British Comics On The World Stage
These and other talents who reinvigorated British comics in 2000AD and Warrior were heavily influenced by America’s underground comix and superhero comic books. In the 1980s, they began to be head-hunted by the major New York corporations. This Brit Pack brought an irreverent, outsider’s perspective and a real-world twist to the formula-ridden superhero genre. Adding depths of psychology and politics, Alan Moore and Dave Gibbons portrayed in Watchmen how a super-powered and costumed ‘hero’ might really behave as an alien egomaniac or a psychotic vigilante. Their twelve Watchmen comics were afterwards compiled into a paperback book and rebranded as a graphic novel, a term and concept which became the buzzword in the book market. Britain was seen as home to some of the most intelligent, inspired practitioners of the medium, once their US output was exported internationally.

Stretching The Limits
Conceiving their comics as books has finally liberated writers and artists from the tyranny of producing endless, ephemeral, neutered material to deadlines on an anonymous assembly line. Bryan Talbot took four years to craft Alice In Sunderland, his personal, post-modern performance interweaving the lives of Lewis Carroll and his muse Alice Liddell with the histories and echoes of the Talbot’s home city of Sunderland.

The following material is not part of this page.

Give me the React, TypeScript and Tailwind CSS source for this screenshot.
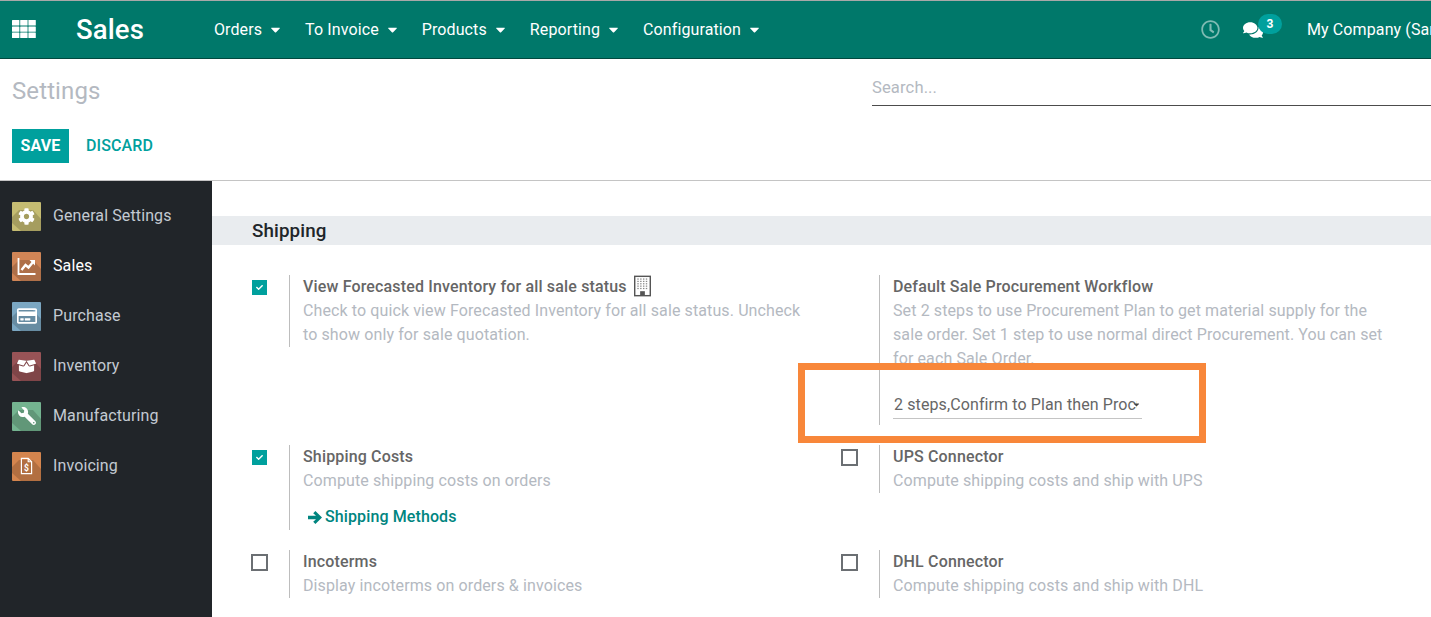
import React from 'react';
import { FaRegClock, FaComments, FaCog, FaRegCreditCard, FaBoxOpen, FaWrench, FaCheck, FaCaretDown } from 'react-icons/fa';

const menus = ['Orders', 'To Invoice', 'Products', 'Reporting', 'Configuration'];

const AppsGlyph = () => (
  <svg viewBox="0 0 24 18" className="ml-3 w-[24px] h-[18px] -mt-[2px]" fill="#fff">
    {[0, 6.4, 12.6].map((y) =>
      [0, 8.2, 16.4].map((x) => <rect key={`${x}-${y}`} x={x} y={y} width="7.4" height="5.4" rx="0.5" />)
    )}
  </svg>
);

const SalesGlyph = () => (
  <svg viewBox="0 0 20 20" className="w-[20px] h-[20px]" fill="none" stroke="#fff">
    <path d="M1.5 2v16h17" strokeWidth="1.8" />
    <path d="M4.5 14l4-5 3 2.5L16 6" strokeWidth="2.4" />
    <path d="M12.5 4h5.5v5.5z" fill="#fff" strokeWidth="0" />
  </svg>
);

const InvoiceGlyph = () => (
  <svg viewBox="0 0 20 20" className="w-[17px] h-[18px]" fill="none" stroke="#fff" strokeWidth="1.4">
    <path d="M4 1h8l4 4v14H4z" />
    <path d="M12 1v4h4" />
    <text x="10" y="15.5" fontSize="10" fontWeight="700" fill="#fff" stroke="none" textAnchor="middle" fontFamily="Roboto">$</text>
  </svg>
);

const ArrowGlyph = () => (
  <svg viewBox="0 0 14 13" className="w-[14px] h-[13px] mr-[3px]" fill="currentColor">
    <path d="M7.4 0L14 6.5 7.4 13 5.2 10.8 8 8.2H0V4.8H8L5.2 2.2z" />
  </svg>
);

const apps = [
  { name: 'General Settings', bg: 'bg-[#c5bc72]', icon: <FaCog className="text-white text-[17px]" /> },
  { name: 'Sales', bg: 'bg-[#d08556]', icon: <SalesGlyph />, active: true },
  { name: 'Purchase', bg: 'bg-[#7ba7c2]', icon: <FaRegCreditCard className="text-white text-[20px]" /> },
  { name: 'Inventory', bg: 'bg-[#985356]', icon: <FaBoxOpen className="text-white text-[19px]" /> },
  { name: 'Manufacturing', bg: 'bg-[#74b490]', icon: <FaWrench className="text-white text-[18px] -scale-x-100" /> },
  { name: 'Invoicing', bg: 'bg-[#d4854e]', icon: <InvoiceGlyph /> },
];

const AppIcon = ({ bg, children }: { bg: string; children: React.ReactNode }) => (
  <div className={`relative w-[29px] h-[29px] rounded-[1px] overflow-hidden flex items-center justify-center shrink-0 ${bg}`}>
    <svg viewBox="0 0 29 29" className="absolute inset-0 w-full h-full">
      <polygon points="7,8 21,8 29,17 29,29 9,29 0,21 0,15" fill="#000" fillOpacity="0.16" />
    </svg>
    <div className="relative flex items-center justify-center">{children}</div>
  </div>
);

const BuildingIcon = () => (
  <svg viewBox="0 0 18 22" className="inline-block w-[17px] h-[22px] ml-[7px] -mt-[3px] align-middle">
    <rect x="0.75" y="0.75" width="16.5" height="20.5" fill="#fff" stroke="#555" strokeWidth="1.5" />
    {[3, 5.5, 8, 10.5, 13].map((y) =>
      [3.5, 6.5, 9.5, 12.5].map((x) => <rect key={`${x}-${y}`} x={x} y={y} width="1.5" height="1.3" fill="#888" />)
    )}
    <rect x="6.5" y="16.5" width="5" height="4.5" fill="#555" />
  </svg>
);

const Check = ({ on }: { on?: boolean }) =>
  on ? (
    <div className="w-[15px] h-[15px] bg-[#00a09d] flex items-center justify-center">
      <FaCheck className="text-white text-[7px]" />
    </div>
  ) : (
    <div className="w-[17px] h-[17px] -ml-px -mt-px border-2 border-[#6b6f73] bg-white" />
  );

const Setting = ({
  on,
  noCheck,
  title,
  desc,
  lineH,
  titleExtra,
  children,
}: {
  on?: boolean;
  noCheck?: boolean;
  title: string;
  desc: React.ReactNode;
  lineH: string;
  titleExtra?: React.ReactNode;
  children?: React.ReactNode;
}) => (
  <div className="flex">
    <div className="w-[37px] pt-[5px] shrink-0">{!noCheck && <Check on={on} />}</div>
    <div className={`border-l border-[#bdbdbd] pl-[13px] ${lineH}`}>
      <div className="text-[16px] leading-[24px] font-medium tracking-[0.16px] text-[#666666] whitespace-nowrap">
        {title}
        {titleExtra}
      </div>
      <div className="text-[16px] leading-[24px] text-[#b4b9c1]">{desc}</div>
      {children}
    </div>
  </div>
);

export default function App() {
  return (
    <div className="h-[617px] w-[1431px] overflow-hidden relative bg-white font-['Roboto',sans-serif] tracking-[0.11px]">
      {/* top bar */}
      <div className="h-[59px] bg-[#00786a] border-t border-t-[#a8a8a8] border-b border-b-[#01493f] flex items-center text-white whitespace-nowrap">
        <AppsGlyph />
        <span className="ml-[40px] text-[27.5px] font-medium leading-none">Sales</span>
        <div className="ml-[70px] flex gap-[22px]">
          {menus.map((m) => (
            <span key={m} className="flex items-center text-[16px]">
              {m}
              <FaCaretDown className="ml-[6px] text-[15px]" />
            </span>
          ))}
        </div>
        <div className="ml-auto flex items-center">
          <FaRegClock className="text-[19px] text-[#7fbbb3]" />
          <div className="relative ml-[23px] mr-[44px]">
            <FaComments className="text-[20px]" />
            <span className="absolute -top-[6px] left-[15px] w-[24px] h-[20px] rounded-full bg-[#00a09d] text-[12px] font-bold flex items-center justify-center">
              3
            </span>
          </div>
          <span className="text-[16px] w-[124px] overflow-hidden">My Company (San Francisco)</span>
        </div>
      </div>

      {/* control panel */}
      <div className="h-[122px] border-b border-[#c4c4c4] px-3 flex flex-col">
        <div className="flex justify-between items-start pt-[16px] h-[70px]">
          <div className="text-[24px] leading-[32px] text-[#b4b9c1]">Settings</div>
          <div className="w-[559px] -mr-3 -mt-px border-b border-[#4c4c4c] h-[32px] text-[16.6px] leading-[27px] text-[#b4b9c1]">
            Search...
          </div>
        </div>
        <div className="flex items-center">
          <button className="w-[57px] h-[34px] bg-[#00a09d] text-white text-[16px] font-bold">SAVE</button>
          <span className="ml-[17px] text-[16px] font-medium text-[#00a09d]">DISCARD</span>
        </div>
      </div>

      <div className="flex h-[436px]">
        {/* sidebar */}
        <div className="w-[212px] bg-[#212529] pt-[10px] shrink-0">
          {apps.map((a) => (
            <div key={a.name} className="h-[50px] pl-3 flex items-center">
              <AppIcon bg={a.bg}>{a.icon}</AppIcon>
              <span className={`ml-3 text-[16px] ${a.active ? 'text-white' : 'text-[#c3cad2]'}`}>{a.name}</span>
            </div>
          ))}
        </div>

        {/* settings */}
        <div className="flex-1 pt-[35px] overflow-hidden">
          <div className="h-[29px] bg-[#e9ecef] pl-10 text-[18.8px] font-medium leading-[31px] text-[#212529]">Shipping</div>
          <div className="grid grid-cols-[590px_1fr] gap-y-5 pl-10 pt-[30px]">
            <Setting
              on
              title="View Forecasted Inventory for all sale status"
              titleExtra={<BuildingIcon />}
              lineH="h-[72px] w-[520px]"
              desc={<>Check to quick view Forecasted Inventory for all sale status. Uncheck<br />to show only for sale quotation.</>}
            />
            <Setting
              noCheck
              title="Default Sale Procurement Workflow"
              lineH="h-[150px] w-[510px]"
              desc={<>Set 2 steps to use Procurement Plan to get material supply for the<br />sale order. Set 1 step to use normal direct Procurement. You can set<br />for each Sale Order.</>}
            >
              <div className="mt-5 w-[249px] border-b border-[#c4c4c4] h-[28px] pl-px text-[16px] leading-[24px] text-[#666666] flex items-center justify-between overflow-hidden whitespace-nowrap">
                <span className="w-[243px] overflow-hidden">2 steps,Confirm to Plan then Procurement</span>
                <FaCaretDown className="text-[9px] text-[#444] shrink-0 -ml-[6px] mr-px" />
              </div>
            </Setting>
            <Setting on title="Shipping Costs" lineH="h-[85px] w-[500px]" desc="Compute shipping costs on orders">
              <div className="mt-3 ml-[5px] text-[16px] leading-[24px] font-medium text-[#00857f] flex items-center">
                <ArrowGlyph />
                Shipping Methods
              </div>
            </Setting>
            <Setting title="UPS Connector" lineH="h-[48px] w-[500px]" desc="Compute shipping costs and ship with UPS" />
            <Setting title="Incoterms" lineH="h-[48px] w-[500px]" desc="Display incoterms on orders & invoices" />
            <Setting title="DHL Connector" lineH="h-[48px] w-[500px]" desc="Compute shipping costs and ship with DHL" />
          </div>
        </div>
      </div>

      {/* annotation box */}
      <div className="absolute left-[798px] top-[363px] w-[408px] h-[80px] border-[7px] border-[#f8873a] pointer-events-none" />
    </div>
  );
}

After redefining the superhero and other genres, Alan Moore turned to that most despised genre, pornography. With his wife Melinda Gebbie he spent some 16 years on Lost Girls. Allowing fairytale heroines Alice, Wendy and Dorothy to grow up into complex adult women, Moore and Gebbie explore their erotic awakenings in a sophisticated celebration of consensual sexual pleasures. Now that creators can devote themselves to expanding the medium, British comics are coming into their own and their future has never looked more promising or more provocative.